Oteyo also talked about the distribution of the Cabinet; that the Luo had only three Cabinet ministers as compared with other tribes like the Luhya.


“Oteyo also discussed about the dismissal of Jaramogi Oginga Odinga from Cotton Lint and asked what my feeling was about the above points. I told Oteyo that the points were not pleasing but I could do nothing about them.”


The picture that Ogidi paints of himself is that of a naive, impressionable young man who questions from a sympathetic position and is unable to object to any of Oteyo’s entreaties. He is easily taken in by the long litany of grouses that Oteyo has against the government and the Armed Forces and the overt slights to the Luo based on its cultural practices. He is a ready-made recruit.


“Oteyo started telling me that change was necessary and that the change could be effected,” he wrote.
“He told me that there was no other way of effecting the change constitutionally other than taking up arms against the government. I asked Oteyo how I could take up arms against the government single-handedly and he told me that I was not alone.”


In January, 1982, Ogidi undertook a course that ran into February. Thereafter, he was granted three days off which he planned to spend in his rural home. “Before I left, S/Sgt Oteyo told me to go and see Oginga Odinga and explain to him what he (Oteyo) had told me about the change in the government. This was towards the end of February.


“I asked Oteyo how I was going to see Mr Odinga since I had not been known to him. S/Sgt Oteyo told me just to go and introduce myself to him and he might listen. I enquired from Oteyo how I was going to get to Mr Odinga and Oteyo told me that if it was a working day I could ring his office and if it was a weekend I could ring his house.


“When the time came, I left Nanyuki for home – Migori, where I stayed for two days. After this, I left for Kisumu and when I reached there, I rang Mr Odinga in his office and got him personally on his direct line. I told him that I was from Kenya Air Force Nanyuki and that I wanted to see him. Odinga did not object and asked me to go and see him in his office.”
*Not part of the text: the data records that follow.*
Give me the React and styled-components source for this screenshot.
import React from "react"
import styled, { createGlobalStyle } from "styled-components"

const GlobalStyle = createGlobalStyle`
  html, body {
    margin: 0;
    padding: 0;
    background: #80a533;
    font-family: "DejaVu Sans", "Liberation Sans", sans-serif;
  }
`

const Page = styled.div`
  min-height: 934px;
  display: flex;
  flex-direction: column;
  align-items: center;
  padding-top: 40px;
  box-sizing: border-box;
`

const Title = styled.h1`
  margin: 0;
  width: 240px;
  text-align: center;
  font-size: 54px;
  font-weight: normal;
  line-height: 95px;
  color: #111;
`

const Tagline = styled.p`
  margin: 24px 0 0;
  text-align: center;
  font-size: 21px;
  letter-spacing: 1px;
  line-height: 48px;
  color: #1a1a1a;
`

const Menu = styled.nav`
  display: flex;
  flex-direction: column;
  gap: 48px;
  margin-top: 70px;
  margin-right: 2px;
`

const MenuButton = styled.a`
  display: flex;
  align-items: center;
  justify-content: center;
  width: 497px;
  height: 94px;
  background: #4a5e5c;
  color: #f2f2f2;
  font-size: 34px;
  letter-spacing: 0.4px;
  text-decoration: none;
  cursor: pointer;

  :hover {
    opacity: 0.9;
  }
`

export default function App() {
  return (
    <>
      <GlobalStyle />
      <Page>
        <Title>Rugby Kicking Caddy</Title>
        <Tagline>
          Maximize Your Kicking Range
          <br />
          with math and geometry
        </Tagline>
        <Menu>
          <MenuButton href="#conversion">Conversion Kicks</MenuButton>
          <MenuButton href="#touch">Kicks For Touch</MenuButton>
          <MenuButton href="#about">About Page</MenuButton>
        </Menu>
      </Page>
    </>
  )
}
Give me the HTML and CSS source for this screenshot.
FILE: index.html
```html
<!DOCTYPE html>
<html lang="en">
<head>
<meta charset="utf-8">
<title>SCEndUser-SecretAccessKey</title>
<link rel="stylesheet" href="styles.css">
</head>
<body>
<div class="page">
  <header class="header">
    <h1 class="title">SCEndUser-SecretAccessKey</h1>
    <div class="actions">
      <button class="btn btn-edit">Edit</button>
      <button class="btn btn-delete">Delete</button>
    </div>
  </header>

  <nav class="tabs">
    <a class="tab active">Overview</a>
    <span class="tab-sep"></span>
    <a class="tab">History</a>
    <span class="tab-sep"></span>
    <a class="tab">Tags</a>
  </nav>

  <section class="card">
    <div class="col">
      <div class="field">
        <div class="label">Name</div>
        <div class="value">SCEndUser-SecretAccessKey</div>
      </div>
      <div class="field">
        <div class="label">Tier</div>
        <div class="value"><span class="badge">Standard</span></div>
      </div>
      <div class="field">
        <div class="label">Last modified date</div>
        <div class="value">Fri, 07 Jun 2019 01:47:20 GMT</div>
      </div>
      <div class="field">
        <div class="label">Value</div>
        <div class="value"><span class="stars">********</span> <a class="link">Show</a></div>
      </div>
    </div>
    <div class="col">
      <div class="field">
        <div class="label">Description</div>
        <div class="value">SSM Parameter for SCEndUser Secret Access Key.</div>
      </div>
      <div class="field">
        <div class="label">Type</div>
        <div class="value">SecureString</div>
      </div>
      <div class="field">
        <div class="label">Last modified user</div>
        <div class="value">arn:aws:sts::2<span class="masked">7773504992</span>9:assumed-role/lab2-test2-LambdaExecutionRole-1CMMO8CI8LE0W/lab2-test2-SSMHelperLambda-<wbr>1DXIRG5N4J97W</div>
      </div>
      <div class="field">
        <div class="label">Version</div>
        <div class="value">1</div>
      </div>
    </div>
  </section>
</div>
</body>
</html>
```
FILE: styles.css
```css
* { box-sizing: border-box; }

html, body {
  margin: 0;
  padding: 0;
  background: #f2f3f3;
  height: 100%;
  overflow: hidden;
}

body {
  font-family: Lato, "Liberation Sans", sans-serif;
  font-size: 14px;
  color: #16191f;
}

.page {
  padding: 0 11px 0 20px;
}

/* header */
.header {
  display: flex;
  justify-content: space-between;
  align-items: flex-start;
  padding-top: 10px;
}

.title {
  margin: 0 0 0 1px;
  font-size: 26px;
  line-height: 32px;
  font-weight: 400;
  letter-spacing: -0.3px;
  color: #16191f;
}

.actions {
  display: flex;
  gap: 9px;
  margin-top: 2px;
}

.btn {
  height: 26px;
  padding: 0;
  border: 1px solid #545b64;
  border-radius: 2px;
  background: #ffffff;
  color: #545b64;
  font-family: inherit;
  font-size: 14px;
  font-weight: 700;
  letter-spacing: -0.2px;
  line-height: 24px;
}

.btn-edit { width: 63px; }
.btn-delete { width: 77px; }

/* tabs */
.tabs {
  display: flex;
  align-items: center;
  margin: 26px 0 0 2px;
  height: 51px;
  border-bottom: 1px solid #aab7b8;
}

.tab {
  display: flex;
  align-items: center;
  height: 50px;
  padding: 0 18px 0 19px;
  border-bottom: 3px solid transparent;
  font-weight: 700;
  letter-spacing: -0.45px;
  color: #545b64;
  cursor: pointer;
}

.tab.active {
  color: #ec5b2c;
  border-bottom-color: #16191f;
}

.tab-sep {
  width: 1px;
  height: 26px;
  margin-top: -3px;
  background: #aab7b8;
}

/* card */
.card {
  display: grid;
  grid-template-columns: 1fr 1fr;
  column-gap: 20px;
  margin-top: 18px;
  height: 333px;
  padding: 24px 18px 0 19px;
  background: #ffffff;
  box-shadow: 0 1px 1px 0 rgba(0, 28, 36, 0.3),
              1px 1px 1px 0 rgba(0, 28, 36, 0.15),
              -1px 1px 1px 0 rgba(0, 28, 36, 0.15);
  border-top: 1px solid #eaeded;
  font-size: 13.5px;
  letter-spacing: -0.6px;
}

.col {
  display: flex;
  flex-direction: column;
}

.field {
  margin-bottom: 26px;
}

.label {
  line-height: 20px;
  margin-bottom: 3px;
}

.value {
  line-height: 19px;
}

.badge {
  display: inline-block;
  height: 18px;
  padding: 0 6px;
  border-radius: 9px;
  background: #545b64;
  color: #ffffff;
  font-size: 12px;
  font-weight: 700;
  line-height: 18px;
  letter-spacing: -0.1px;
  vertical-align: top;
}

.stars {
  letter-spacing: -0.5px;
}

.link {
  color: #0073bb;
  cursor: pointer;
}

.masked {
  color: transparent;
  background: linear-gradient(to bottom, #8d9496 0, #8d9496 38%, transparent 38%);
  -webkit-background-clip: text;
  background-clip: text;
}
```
“Once in his office, I tried to explain to him about what Oteyo had told me – overthrowing the government. Odinga told me to wait for him in his secretary’s office. While there a man from Odinga’s office came and told me to accompany him to a car parked outside. After a while, Odinga joined us and a driver came and drove us to his home.


“In Odinga’s house, which is a storey house, I and Odongo — as the man was called — sat in the sitting room while Odinga went upstairs. (But) before going upstairs, Odinga told me to explain everything to Odongo. After my explanation, Odongo went upstairs to see Odinga. A short while later, Odinga and Odongo joined me in the sitting room.